Should (p - q) be disallowed in @safe code?

Timon Gehr timon.gehr at gmx.ch
Sat Jan 3 00:46:07 UTC 2026


On 1/3/26 01:00, Walter Bright wrote:
> On 1/2/2026 2:54 PM, Timon Gehr wrote:
>> On 1/2/26 22:03, Walter Bright wrote:
>>> It seems we are in full agreement that p-q should be disallowed in 
>>> @safe code, which is my proposal here.
>>> ...
>>
>> I am happy with each of these two outcomes:
>> 1. `p-q` is `@safe`, implementation-defined.
>> 2. `p-q` can be UB, must be `@system`.
>>
>> So, works for me.
>>
>>> BTW, p-q is not a memory safety issue.
>>
>> Any type of UB is a memory safety issue.
> 
> You are obviously correct.

Underlying this admission is your utterly wrong claim, namely that it is 
a theoretical issue without practical significance.
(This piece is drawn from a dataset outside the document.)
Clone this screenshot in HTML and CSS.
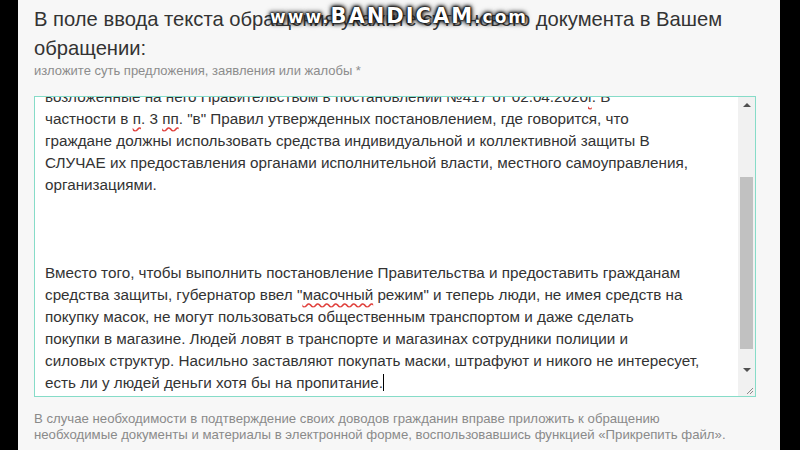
FILE: index.html
```html
<!DOCTYPE html>
<html lang="ru">
<head>
<meta charset="utf-8">
<title>Обращение</title>
<link rel="stylesheet" href="styles.css">
</head>
<body>
<div class="screen">
  <div class="bar"></div>
  <main class="page">
    <h1 class="title">В поле ввода текста обращения укажите суть нового документа в Вашем<br>обращении:</h1>
    <div class="label">изложите суть предложения, заявления или жалобы *</div>
    <div class="field">
      <div class="text">
        <div class="lines">
          <div class="ln">возложенные на него Правительством в постановлении №417 от 02.04.2020<span class="sp">г</span>. В</div>
          <div class="ln">частности в <span class="sp">п</span>. 3 <span class="sp">пп</span>. "в" Правил утвержденных постановлением, где говорится, что</div>
          <div class="ln">граждане должны использовать средства индивидуальной и коллективной защиты В</div>
          <div class="ln">СЛУЧАЕ их предоставления органами исполнительной власти, местного самоуправления,</div>
          <div class="ln">организациями.</div>
          <div class="ln">&nbsp;</div>
          <div class="ln">&nbsp;</div>
          <div class="ln">&nbsp;</div>
          <div class="ln">Вместо того, чтобы выполнить постановление Правительства и предоставить гражданам</div>
          <div class="ln">средства защиты, губернатор ввел "<span class="sp">масочный</span> режим" и теперь люди, не имея средств на</div>
          <div class="ln">покупку масок, не могут пользоваться общественным транспортом и даже сделать</div>
          <div class="ln">покупки в магазине. Людей ловят в транспорте и магазинах сотрудники полиции и</div>
          <div class="ln">силовых структур. Насильно заставляют покупать маски, штрафуют и никого не интересует,</div>
          <div class="ln">есть ли у людей деньги хотя бы на пропитание.<span class="caret"></span></div>
        </div>
      </div>
      <div class="scroll">
        <div class="arrow up"></div>
        <div class="track"><div class="thumb"></div></div>
        <div class="arrow down"></div>
        <div class="corner">
          <svg width="17" height="17" viewBox="0 0 17 17"><path d="M15 9 L9 15 M15 12 L12 15" stroke="#8a8a8a" stroke-width="1"/></svg>
        </div>
      </div>
    </div>
    <div class="note">В случае необходимости в подтверждение своих доводов гражданин вправе приложить к обращению<br>необходимые документы и материалы в электронной форме, воспользовавшись функцией «Прикрепить файл».</div>
    <div class="watermark"><span class="wm-s">www.</span><span class="wm-b">BANDICAM</span><span class="wm-s">.com</span></div>
  </main>
  <div class="bar bar-r"></div>
</div>
</body>
</html>
```
FILE: styles.css
```css
html, body {
  margin: 0;
  padding: 0;
  background: #000;
}
.screen {
  display: flex;
  width: 800px;
  height: 450px;
  overflow: hidden;
}
.bar {
  width: 18px;
  flex: none;
  background: #000;
}
.bar-r {
  width: 20px;
}
.page {
  position: relative;
  flex: 1;
  background: #f7f7f7;
  padding: 5px 0 0 16px;
  font-family: "Liberation Sans", Arial, sans-serif;
  color: #333;
  overflow: hidden;
}
.title {
  margin: 0;
  font-size: 20.2px;
  font-weight: normal;
  line-height: 29px;
  color: #333;
  white-space: nowrap;
}
.label {
  font-size: 13px;
  line-height: 16px;
  color: #8c8c8c;
}
.field {
  margin-top: 17px;
  width: 720px;
  height: 299px;
  border: 1px solid #86dcc8;
  background: #fff;
  display: flex;
}
.text {
  flex: 1;
  overflow: hidden;
  padding-left: 10px;
}
.lines {
  margin-top: -11px;
  font-size: 15.25px;
  line-height: 22px;
  color: #333;
}
.ln {
  white-space: nowrap;
}
.sp {
  text-decoration: underline wavy #e0403c;
  text-decoration-skip-ink: none;
  text-underline-offset: 2px;
}
.caret {
  display: inline-block;
  width: 1px;
  height: 17px;
  background: #000;
  vertical-align: -3px;
}
.scroll {
  width: 17px;
  flex: none;
  display: flex;
  flex-direction: column;
  background: #f1f1f1;
}
.arrow {
  height: 17px;
  flex: none;
  position: relative;
}
.arrow::after {
  content: "";
  position: absolute;
  left: 5px;
  top: 6px;
  border-left: 4px solid transparent;
  border-right: 4px solid transparent;
}
.up::after {
  border-bottom: 4px solid #505050;
}
.down::after {
  border-top: 4px solid #505050;
}
.track {
  flex: 1;
  padding: 63px 2px 13px 2px;
  display: flex;
}
.thumb {
  flex: 1;
  background: #c1c1c1;
}
.corner {
  height: 17px;
  flex: none;
  background: #f1f1f1;
}
.corner svg {
  display: block;
}
.note {
  margin-top: 14px;
  font-size: 13.2px;
  line-height: 16px;
  color: #8a8a8a;
  white-space: nowrap;
}
.watermark {
  position: absolute;
  left: 252px;
  top: 4px;
  font-family: "DejaVu Sans", sans-serif;
  font-weight: bold;
  color: #fff;
  white-space: nowrap;
  text-shadow: 0 0 1px #000, 0 0 2px #000, 0 0 3px #111, 0 0 4px #222, 0 0 5px #333, 0 0 6px #444;
}
.wm-s {
  font-size: 17px;
  letter-spacing: 2px;
}
.wm-b {
  font-size: 21px;
  letter-spacing: 2px;
}
```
> But using known computers, it is not a memory safety measure.

What "known computers" are doing at the machine level is only part of 
the puzzle. You can't just ignore "known compilers".

This is not about hardware.

> I don't see any reason anyone would implement p-q such 
> that it trashes memory or sets the CPU on fire.

Compiler passes just do what they do, assuming things like that if you 
see `p-q` then `p` and `q` are pointing to the same memory object.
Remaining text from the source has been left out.